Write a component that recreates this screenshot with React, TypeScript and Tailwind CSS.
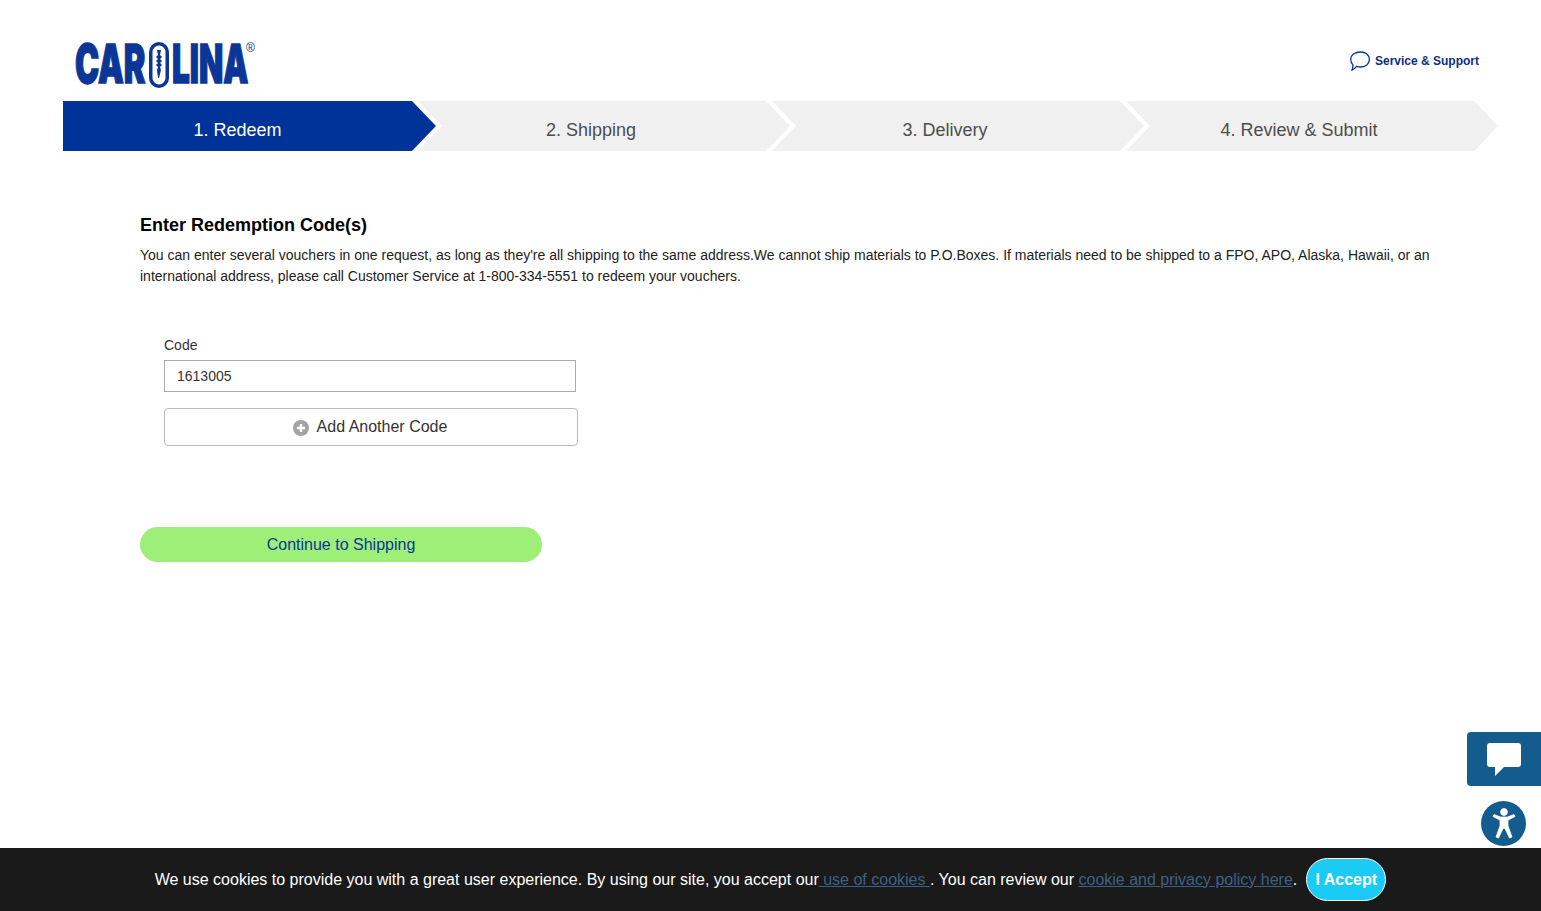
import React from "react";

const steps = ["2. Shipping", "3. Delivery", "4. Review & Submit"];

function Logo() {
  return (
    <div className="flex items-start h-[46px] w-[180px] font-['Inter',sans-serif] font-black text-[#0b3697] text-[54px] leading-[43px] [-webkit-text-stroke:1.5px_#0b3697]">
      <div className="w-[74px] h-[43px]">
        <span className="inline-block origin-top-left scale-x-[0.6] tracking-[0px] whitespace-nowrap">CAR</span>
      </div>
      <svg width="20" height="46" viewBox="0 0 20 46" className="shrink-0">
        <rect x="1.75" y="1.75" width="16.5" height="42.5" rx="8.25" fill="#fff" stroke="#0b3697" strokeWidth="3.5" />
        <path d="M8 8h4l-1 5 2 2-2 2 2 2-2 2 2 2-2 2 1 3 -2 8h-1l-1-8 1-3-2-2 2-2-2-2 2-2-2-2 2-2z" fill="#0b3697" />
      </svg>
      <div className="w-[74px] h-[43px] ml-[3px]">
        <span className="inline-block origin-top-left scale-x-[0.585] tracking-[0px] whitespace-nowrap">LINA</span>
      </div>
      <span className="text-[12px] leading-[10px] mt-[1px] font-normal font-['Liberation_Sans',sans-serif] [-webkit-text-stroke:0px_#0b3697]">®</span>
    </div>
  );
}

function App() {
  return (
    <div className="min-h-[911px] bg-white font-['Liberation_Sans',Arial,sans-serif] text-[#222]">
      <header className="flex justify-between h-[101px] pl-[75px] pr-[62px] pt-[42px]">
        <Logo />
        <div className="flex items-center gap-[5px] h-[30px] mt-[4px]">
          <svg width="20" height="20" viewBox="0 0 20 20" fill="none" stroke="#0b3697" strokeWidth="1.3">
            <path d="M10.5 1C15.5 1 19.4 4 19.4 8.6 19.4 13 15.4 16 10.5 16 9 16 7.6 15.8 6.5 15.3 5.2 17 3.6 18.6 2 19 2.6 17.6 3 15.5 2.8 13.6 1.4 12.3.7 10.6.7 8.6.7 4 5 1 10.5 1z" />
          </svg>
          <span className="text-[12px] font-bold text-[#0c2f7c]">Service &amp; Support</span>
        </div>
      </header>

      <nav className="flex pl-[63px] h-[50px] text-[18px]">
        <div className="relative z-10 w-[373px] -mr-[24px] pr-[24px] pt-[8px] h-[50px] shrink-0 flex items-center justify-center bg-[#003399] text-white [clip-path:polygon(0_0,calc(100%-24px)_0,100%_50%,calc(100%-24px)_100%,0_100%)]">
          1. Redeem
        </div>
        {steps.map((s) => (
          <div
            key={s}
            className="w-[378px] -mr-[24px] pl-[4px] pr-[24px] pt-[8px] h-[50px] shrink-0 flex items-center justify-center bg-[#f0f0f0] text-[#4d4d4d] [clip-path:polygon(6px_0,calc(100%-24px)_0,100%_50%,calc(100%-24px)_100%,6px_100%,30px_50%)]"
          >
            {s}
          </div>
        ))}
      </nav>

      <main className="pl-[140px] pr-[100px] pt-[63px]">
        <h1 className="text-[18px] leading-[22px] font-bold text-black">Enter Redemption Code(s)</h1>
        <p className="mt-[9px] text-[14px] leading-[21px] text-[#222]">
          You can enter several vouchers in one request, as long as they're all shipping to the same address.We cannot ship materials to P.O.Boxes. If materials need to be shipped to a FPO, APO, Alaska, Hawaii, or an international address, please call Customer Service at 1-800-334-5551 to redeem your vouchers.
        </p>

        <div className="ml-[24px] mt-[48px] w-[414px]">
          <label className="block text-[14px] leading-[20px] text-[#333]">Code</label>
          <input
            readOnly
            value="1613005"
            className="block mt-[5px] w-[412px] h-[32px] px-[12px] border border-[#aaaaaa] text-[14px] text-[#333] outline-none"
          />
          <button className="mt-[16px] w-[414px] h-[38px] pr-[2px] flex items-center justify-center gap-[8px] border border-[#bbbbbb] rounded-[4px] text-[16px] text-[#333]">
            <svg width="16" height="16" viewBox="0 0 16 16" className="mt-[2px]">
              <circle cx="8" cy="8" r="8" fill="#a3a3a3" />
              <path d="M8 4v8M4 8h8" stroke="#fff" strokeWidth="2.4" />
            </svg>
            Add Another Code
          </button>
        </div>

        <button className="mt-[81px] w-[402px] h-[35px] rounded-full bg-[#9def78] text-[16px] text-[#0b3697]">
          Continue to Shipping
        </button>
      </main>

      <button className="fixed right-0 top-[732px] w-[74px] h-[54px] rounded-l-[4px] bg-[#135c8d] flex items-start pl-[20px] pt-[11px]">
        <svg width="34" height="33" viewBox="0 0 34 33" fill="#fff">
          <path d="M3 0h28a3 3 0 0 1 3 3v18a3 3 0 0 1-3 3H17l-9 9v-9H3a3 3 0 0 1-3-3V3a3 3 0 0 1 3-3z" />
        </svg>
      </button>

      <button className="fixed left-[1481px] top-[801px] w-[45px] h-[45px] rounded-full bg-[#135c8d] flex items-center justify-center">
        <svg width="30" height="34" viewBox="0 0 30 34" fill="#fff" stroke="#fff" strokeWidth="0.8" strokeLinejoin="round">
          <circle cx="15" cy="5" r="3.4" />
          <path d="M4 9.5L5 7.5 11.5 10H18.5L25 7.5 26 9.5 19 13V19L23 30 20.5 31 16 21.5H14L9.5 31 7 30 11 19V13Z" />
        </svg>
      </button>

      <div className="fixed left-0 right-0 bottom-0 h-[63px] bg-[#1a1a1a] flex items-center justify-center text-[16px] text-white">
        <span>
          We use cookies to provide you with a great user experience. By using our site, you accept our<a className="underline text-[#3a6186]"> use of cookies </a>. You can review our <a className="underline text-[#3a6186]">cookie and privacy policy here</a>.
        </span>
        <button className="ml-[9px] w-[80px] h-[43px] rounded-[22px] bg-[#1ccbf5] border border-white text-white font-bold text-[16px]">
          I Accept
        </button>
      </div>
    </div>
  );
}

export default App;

* [DESCRIPTION OF THE TASK]
Where does the word "with" appear in the listing? List each line that holds it.

* [THE RESPONSE]
Write a component that recreates this screenshot with React, TypeScript and Tailwind CSS.
          We use cookies to provide you with a great user experience. By using our site, you accept our<a className="underline text-[#3a6186]"> use of cookies </a>. You can review our <a className="underline text-[#3a6186]">cookie and privacy policy here</a>.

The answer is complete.